I previously discussed the real estate trend of home sellers remaining in their home for a period of time (typically two weeks to three months) after close of escrow. In a competitive real estate market, terms a buyer offers (or accepts) are often as important as price. Click here to learn more about seller rent backs
I have seen more new listings come on the market in December, more than in prior years. Not a flood of listings, but a steady trickle that December does not typically bring. Not as many in La Canada, but more in Pasadena, Glendale and La Crescenta. And home buyers continue to snatch them up.
This is what I have gleaned from the new tax bill and it will have implications for California real estate; especially in more affluent neighborhoods, such as Toluca Lake, Pasadena, and La Canada. The higher end luxury market won’t likely be too impacted, because the wealthy don’t need the tax write-offs as much as the upper middle class. I predict that the two and half to five million dollar price range to be the most affected.

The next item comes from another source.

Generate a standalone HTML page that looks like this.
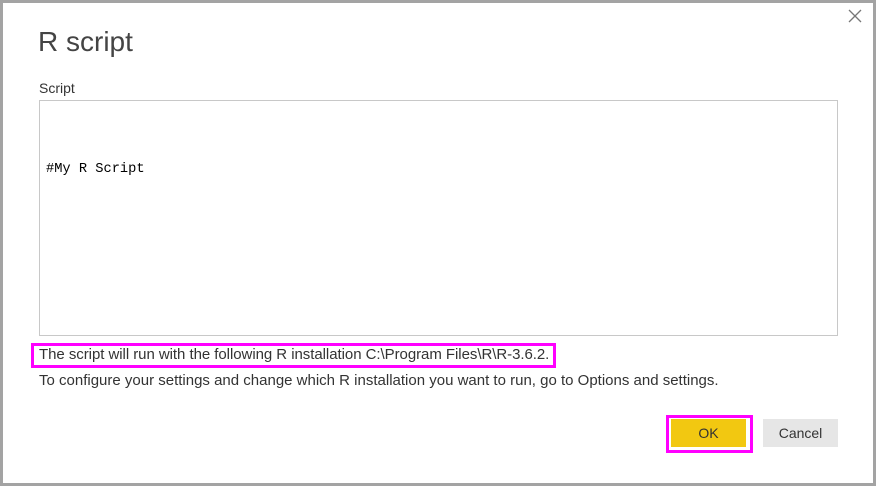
<!DOCTYPE html>
<html><head><style>
html,body{margin:0;padding:0}
body{width:876px;height:486px;background:#a3a3a3;position:relative;overflow:hidden;font-family:"Liberation Sans",sans-serif;color:#333}
.dlg{position:absolute;left:3px;top:3px;width:870px;height:480px;background:#fff}
.abs{position:absolute;white-space:nowrap}
</style></head><body>
<div class="dlg"></div>
<svg class="abs" style="left:848px;top:9px" width="14" height="14"><path d="M1 1L13 13M13 1L1 13" stroke="#777" stroke-width="1.3"/></svg>
<div class="abs" style="left:38px;top:26px;font-size:28px;color:#444">R script</div>
<div class="abs" style="left:39px;top:80px;font-size:14px;color:#333">Script</div>
<div class="abs" style="left:39px;top:100px;width:797px;height:234px;border:1px solid #c8c8c8"></div>
<div class="abs" style="left:46px;top:162px;font-family:'Liberation Mono',monospace;font-size:13.7px;color:#000">#My R Script</div>
<div class="abs" style="left:31px;top:343px;width:519px;height:19px;border:3px solid #ff00ff"></div>
<div class="abs" style="left:39px;top:346px;font-size:15px;color:#333;letter-spacing:-0.05px">The script will run with the following R installation C:\Program Files\R\R-3.6.2.</div>
<div class="abs" style="left:39px;top:372px;font-size:15px;color:#333">To configure your settings and change which R installation you want to run, go to Options and settings.</div>
<div class="abs" style="left:666px;top:415px;width:81px;height:32px;border:3px solid #ff00ff"></div>
<div class="abs" style="left:671px;top:419px;width:75px;height:28px;background:#f2c811;font-size:14px;line-height:28px;text-align:center;color:#333">OK</div>
<div class="abs" style="left:763px;top:419px;width:75px;height:28px;background:#e6e6e6;font-size:14px;line-height:28px;text-align:center;color:#333">Cancel</div>
</body></html>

Currently, taxpayers can deduct their property taxes and California income tax from their federal returns. The new law limits these deductions to any combination of property, and California income tax to a $10,000 cap.
Then there’s the mortgage interest deduction: Previously you could write off interest on a one million dollar loan, this will change to a maximum of $750,000. The new cap will not be retroactive, it will apply to new mortgages.
And now for my real estate rant:
Investors who make offers on vacant homes without seeing them. Last week I listed my friend’s mother’s Glendale condo. The condo is a front corner unit with a large patio. The kitchen and bathroom are original – (over fifty years old). My first offer was a full price cash offer; neither the Realtor nor their client viewed the unit. I contacted the daughter and she and I agreed that we weren’t going to accept an offer by someone who had not seen the property. We also wanted to wait for the open house because we thought the unit would sell over asking price. I had eight more offers. Two of the offers were cash, all were over asking price.
I too hear stories of people buying real estate sight unseen. But what I have experienced with investors is that they write a lot of offers, than after an offer is accepted they look at the property and then tend to renegotiate due to condition before even getting their deposit to escrow. Their offers are generally enticing enough for a homeowner to want to take the home off the market and try to open escrow. And there really is no way to know if their offer is “real”, without giving them the opportunity.
In this instance due to the lack of inventory, I felt confident the condo would sell quickly over asking price (and it did). The Realtor of the “blind” offer was very upset that his offer was not accepted or countered. He didn’t understand that until he and or his client viewed the property in person the seller was not taking him seriously.
In August, Douglas Ellman acquired Compass Real Estate and now has a Pasadena base. There will be more competition for the luxury real estate buyer and seller.